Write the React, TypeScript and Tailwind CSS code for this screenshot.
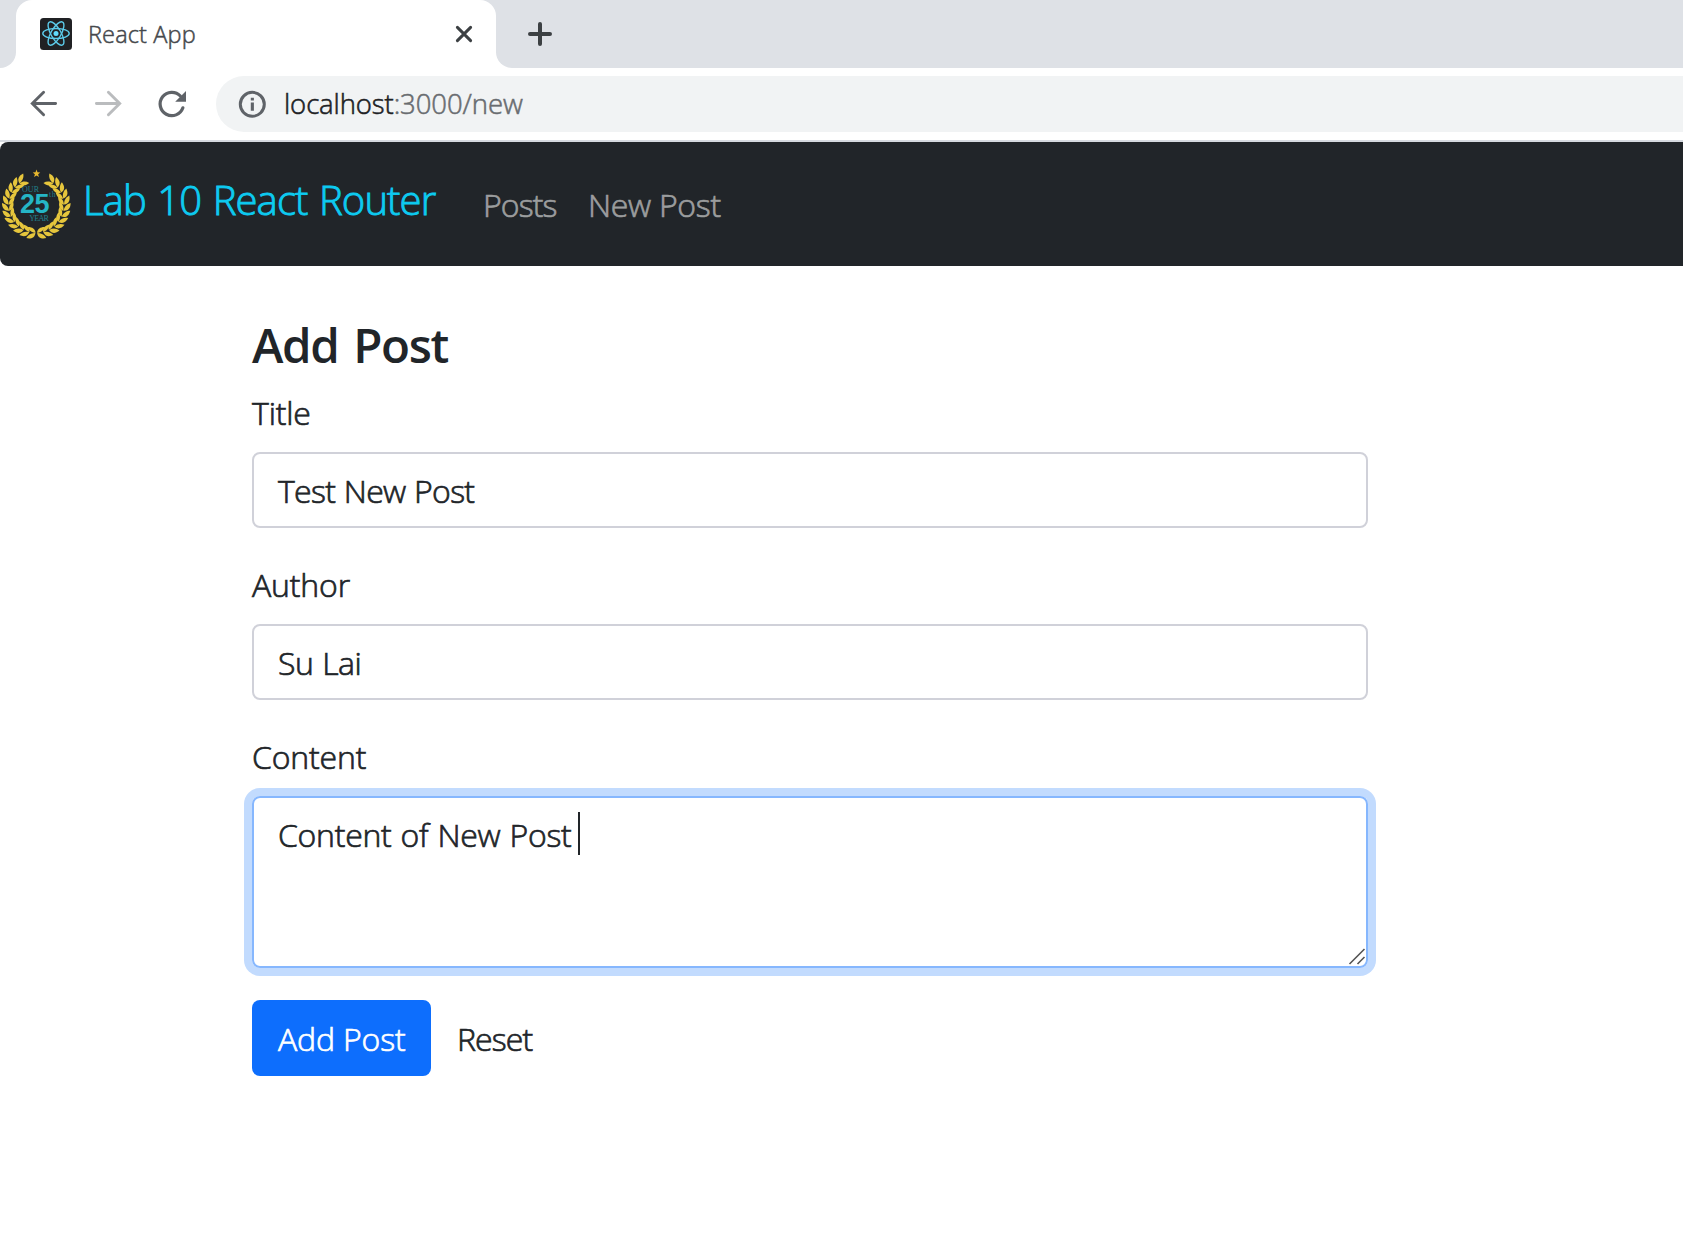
import React from 'react';

const rad = (deg: number) => (deg * Math.PI) / 180;

function ReactLogo() {
  return (
    <svg width="32" height="32" viewBox="0 0 32 32" className="shrink-0">
      <rect width="32" height="32" rx="3.5" fill="#202124" />
      <circle cx="16" cy="15.5" r="2.5" fill="#61dafb" />
      <g fill="none" stroke="#5ccbea" strokeWidth="1.4">
        <ellipse cx="16" cy="15.5" rx="13.2" ry="5" />
        <ellipse cx="16" cy="15.5" rx="13.2" ry="5" transform="rotate(60 16 15.5)" />
        <ellipse cx="16" cy="15.5" rx="13.2" ry="5" transform="rotate(120 16 15.5)" />
      </g>
    </svg>
  );
}

function Laurel() {
  const steps = Array.from({ length: 12 }, (_, i) => 3 + i * 12.8);
  const arm = steps.map((a) => {
    const t = rad(a);
    const x = 36.3 - 28 * Math.sin(t);
    const y = 43.2 + 28 * Math.cos(t);
    return { a, x, y };
  });
  const side = (
    <g fill="#e6c63c">
      {arm.map(({ a, x, y }) => (
        <g key={a} transform={`translate(${x.toFixed(2)} ${y.toFixed(2)}) rotate(${(a - 90).toFixed(1)})`}>
          <path d="M0.2 0.6C-4.6 0.2 -6.2 -3.4 -5.4 -8.2C-2.2 -6.8 0.2 -4 0.2 0.6Z" />
          <path d="M0.4 0.8C4.2 0 6.2 -3 5.8 -7.4C2.6 -6 0.4 -3.6 0.4 0.8Z" />
        </g>
      ))}
    </g>
  );
  return (
    <svg width="72" height="84" viewBox="0 0 72 84" className="shrink-0 [-webkit-text-stroke:0]">
      {side}
      <g transform="translate(72.6 0) scale(-1 1)">{side}</g>
      <path d="M36.5 7.6L37.5 10.3L40.3 10.4L38.1 12.2L38.9 15L36.5 13.4L34.1 15L34.9 12.2L32.7 10.4L35.5 10.3Z" fill="#e9b92f" />
      <g fontFamily="Liberation Serif, serif" fontWeight="400" fill="#22808c">
        <text x="22" y="29.6" fontSize="8" textLength="17">OUR</text>
        <text x="49" y="34.8" fontSize="7.5" textLength="6.5">th</text>
        <text x="29.3" y="59.2" fontSize="8" textLength="19.5">YEAR</text>
      </g>
      <text x="20" y="51" fontSize="27" textLength="29.5" fontWeight="700" fill="#25b5c6" fontFamily="Liberation Sans, sans-serif">25</text>
    </svg>
  );
}

function TabStrip() {
  return (
    <div className="flex h-[68px] bg-[#dee1e6]">
      <div className="w-4 bg-white">
        <div className="h-full rounded-br-2xl bg-[#dee1e6]" />
      </div>
      <div className="flex h-full w-[480px] items-center rounded-t-2xl bg-white pl-6 pr-[22px]">
        <ReactLogo />
        <span className="ml-4 flex-1 whitespace-nowrap text-[23.5px] leading-[32px] tracking-[0.15px] text-[#45484c] [-webkit-text-stroke:0.5px]">React App</span>
        <svg width="20" height="20" viewBox="0 0 20 20" stroke="#3c4043" strokeWidth="3" strokeLinecap="round">
          <path d="M3.4 3.4L16.6 16.6M16.6 3.4L3.4 16.6" />
        </svg>
      </div>
      <div className="flex-1 bg-white">
        <div className="flex h-full items-center rounded-bl-2xl bg-[#dee1e6] pl-8">
          <svg width="24" height="24" viewBox="0 0 24 24" stroke="#3c4043" strokeWidth="4" strokeLinecap="round">
            <path d="M12 2V22M2 12H22" />
          </svg>
        </div>
      </div>
    </div>
  );
}

function Toolbar() {
  return (
    <div className="flex h-[74px] items-center border-b-2 border-[#d6dae0] bg-white pl-7">
      <svg width="32" height="32" viewBox="0 0 32 32" fill="none" stroke="#5f6368" strokeWidth="2.9" strokeLinecap="round" className="shrink-0">
        <path d="M4.5 15.5H27.6M15.6 4.2L4.3 15.5L15.6 26.8" />
      </svg>
      <svg width="32" height="32" viewBox="0 0 32 32" fill="none" stroke="#babcbe" strokeWidth="2.9" strokeLinecap="round" className="ml-8 shrink-0">
        <path d="M27.5 15.5H4.4M16.4 4.2L27.7 15.5L16.4 26.8" />
      </svg>
      <svg width="32" height="32" viewBox="0 0 32 32" fill="none" className="ml-8 shrink-0">
        <path d="M26.9 19.8A11.7 11.7 0 1 1 24.4 8" stroke="#5f6368" strokeWidth="3.2" strokeLinecap="round" />
        <path d="M30 3V13.8H19.2Z" fill="#5f6368" />
      </svg>
      <div className="ml-7 flex h-14 flex-1 items-center rounded-l-full bg-[#f1f3f4] pl-[22px]">
        <svg width="28" height="28" viewBox="0 0 28 28" fill="none" className="shrink-0">
          <circle cx="14.3" cy="14.3" r="12" stroke="#5f6368" strokeWidth="3" />
          <path d="M12.8 12.6H15.9V20.8H12.8ZM12.8 7.8H15.9V10.6H12.8Z" fill="#5f6368" />
        </svg>
        <span className="ml-[18px] whitespace-nowrap text-[27.5px] leading-[40px] tracking-[-0.1px] text-[#202124] [-webkit-text-stroke:0.55px]">
          localhost<span className="text-[#696c70]">:3000/new</span>
        </span>
      </div>
    </div>
  );
}

function NavBar() {
  return (
    <nav className="flex h-[124px] items-center whitespace-nowrap rounded-l-lg bg-[#212529] [-webkit-text-stroke:0.7px]">
      <Laurel />
      <a className="mb-[8px] ml-[11px] w-[400px] text-[40px] leading-[60px] tracking-[-0.9px] [word-spacing:2px] text-[#0dcaf0] [-webkit-text-stroke:0.9px]">Lab 10 React Router</a>
      <a className="mt-[2px] w-[105px] text-[32px] leading-[48px] tracking-[-0.9px] text-[#9b9d9e]">Posts</a>
      <a className="mt-[2px] text-[32px] leading-[48px] tracking-[-0.3px] text-[#9b9d9e]">New Post</a>
    </nav>
  );
}

function Field({ label, children }: { label: string; children: React.ReactNode }) {
  return (
    <div className="mb-8">
      <div className="mb-4 h-12 text-[32px] leading-[50px] tracking-[-0.15px]">{label}</div>
      {children}
    </div>
  );
}

export default function App() {
  return (
    <div className="h-[1238px] w-[1683px] overflow-hidden bg-white font-['Open_Sans',sans-serif] font-light text-[#212529]">
      <TabStrip />
      <Toolbar />
      <NavBar />
      <main className="ml-[252px] w-[1116px] whitespace-nowrap pt-12 [-webkit-text-stroke:0.7px]">
        <h1 className="mb-4 h-[58px] text-[47.5px] font-semibold leading-[61px] tracking-[-1.4px] [word-spacing:4px] [-webkit-text-stroke:0]">Add Post</h1>
        <Field label="Title">
          <div className="h-[76px] rounded-lg border-2 border-[#d0d1d9] px-[24px] pt-3 text-[32px] leading-[50px] tracking-[-0.7px] [word-spacing:1px]">
            <span>Test New Post</span>
          </div>
        </Field>
        <Field label="Author">
          <div className="h-[76px] rounded-lg border-2 border-[#d0d1d9] px-[24px] pt-3 text-[32px] leading-[50px] tracking-[-0.5px] [word-spacing:1px]">
            <span>Su Lai</span>
          </div>
        </Field>
        <Field label="Content">
          <div className="flex h-[172px] justify-between rounded-lg border-2 border-[#86b7fe] pl-[24px] pt-3 text-[32px] leading-[50px] tracking-[-0.27px] [word-spacing:1px] shadow-[0_0_0_8px_#c2dbfe]">
            <div className="flex">
              <span className="w-[300px]">Content of New Post</span>
              <span className="mt-[2px] h-[43px] w-[2px] bg-[#212529]" />
            </div>
            <svg width="18" height="20" viewBox="0 0 18 20" stroke="#555" strokeWidth="1.6" className="self-end">
              <path d="M1.5 18L16.5 3M9.5 18L16.5 11" />
            </svg>
          </div>
        </Field>
        <div className="flex text-[32px] leading-[50px]">
          <button className="h-[76px] w-[179px] rounded-lg bg-[#0d6efd] pl-[26px] pt-px text-left tracking-[-0.15px] text-white">Add Post</button>
          <button className="h-[76px] pl-[26px] pt-px text-left tracking-[-0.9px]">Reset</button>
        </div>
      </main>
    </div>
  );
}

##########

— WRITTEN REQUEST —
From the top of the listing above, repeat each line exactly until you reach the line containing "const rad = (deg: number)", and repeat that one too. Leave the pictures out.

— WRITTEN REPLY —
Write the React, TypeScript and Tailwind CSS code for this screenshot.
import React from 'react';

const rad = (deg: number) => (deg * Math.PI) / 180;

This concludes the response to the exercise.